Ernst Caramelle’s much noticed installation at this year’s Art Unlimited in Basel showed the view of a painted room that, depending on the angle, is joined with a reflection of a mural painting that is not directly visible to the beholder.
In our exhibition, a mural painting connects two rooms. Caramelle’s paintings — whether on gesso ground, wood, cardboard, or directly on a wall surface — exhibit views refracted by different perspectives. In them, colored, sometimes washed-out shapes formally refer to spatial and geometrical elements — to architectural found footage. In this system of doubles, mirror images, and juxtapositions, the wall is transformed into a picture. One spatial illusion follows the next, and perspective views mutate into physiognomies. Beholding is reversed into being beheld, and what is visible disputes its own status.
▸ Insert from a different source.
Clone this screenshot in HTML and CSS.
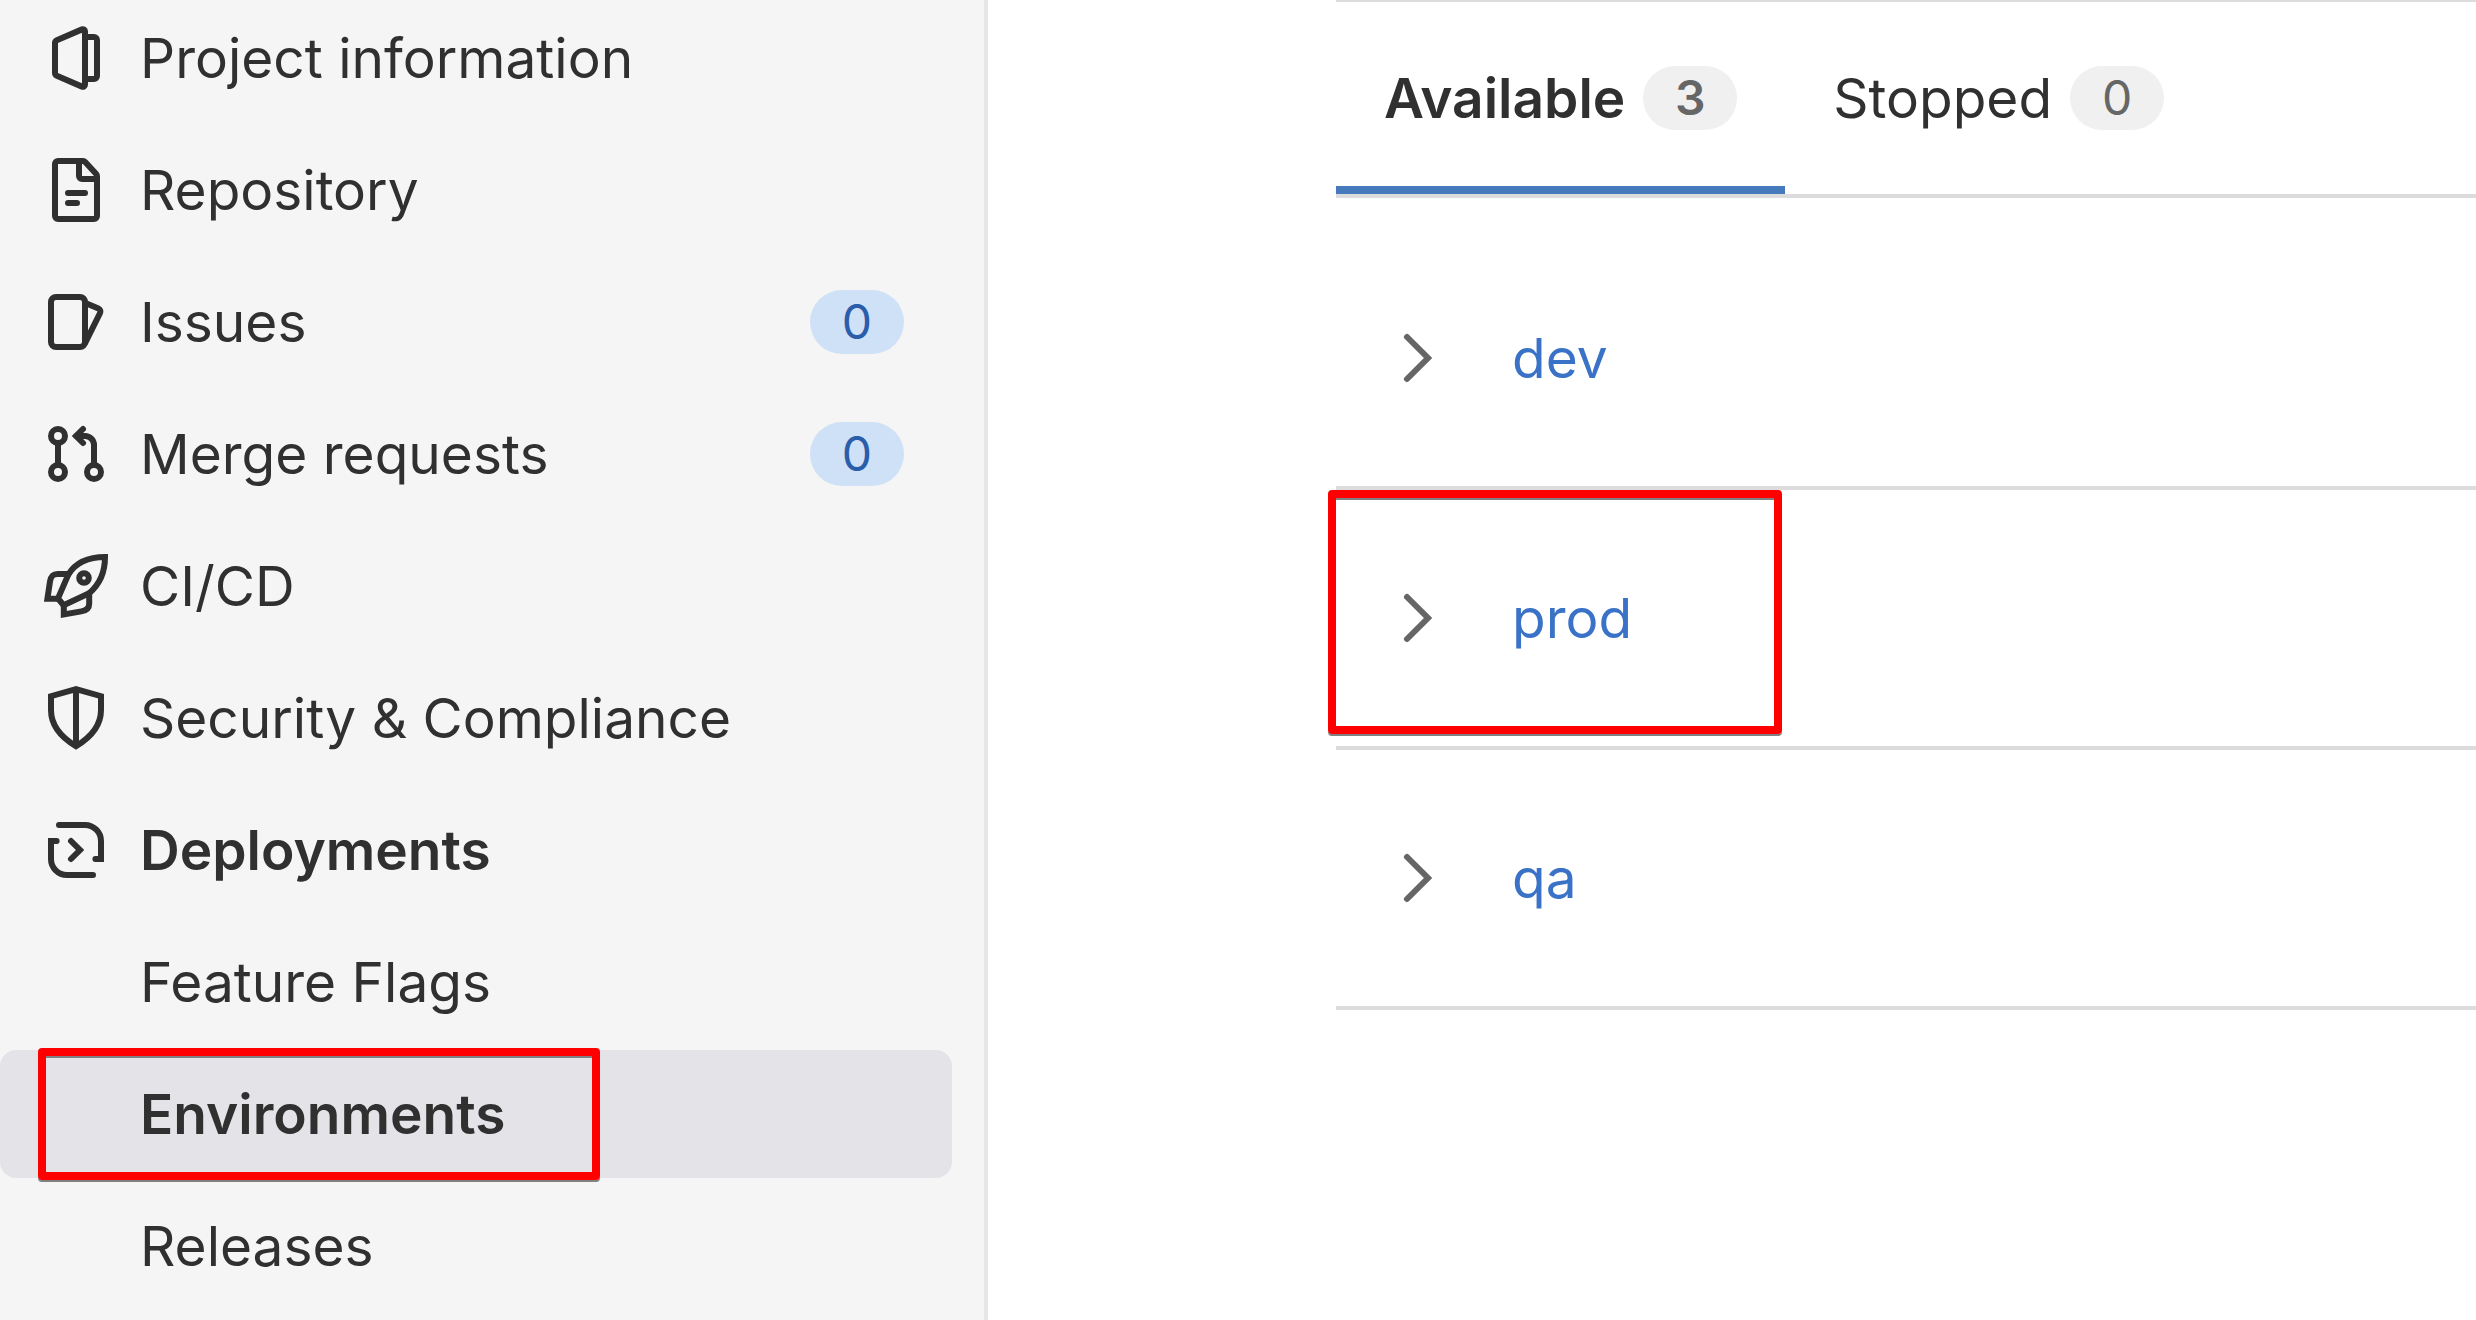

What is reality, how credible is the visible, and what are the conditions of art are recurring questions in Ernst Caramelle’s work since he first began exhibiting in the mid-seventies. “Art is a fake” has been his creed ever since. In his conceptually based oeuvre spanning many different media — from drawing, painting, photography, video, and mural art to virtually ephemeral works of sunlight on paper — he weighs the status of the original and fake, production and reproduction, the perception of art, and the context of art reception.
Ernst Caramelle is a rare guest in Vienna. In addition to his striking exhibitions at the Secession (1993) and the Bawag Foundation (2001), the Generali Foundation paid tribute to Ernst Caramelle’s importance as a pioneer of media art in its group exhibition “Replay” (2000). In our exhibition, Ernst Caramelle will be presenting - beside the above mentioned site-specific wall painting - gesso works, “sun pieces” and drawings from the past few years.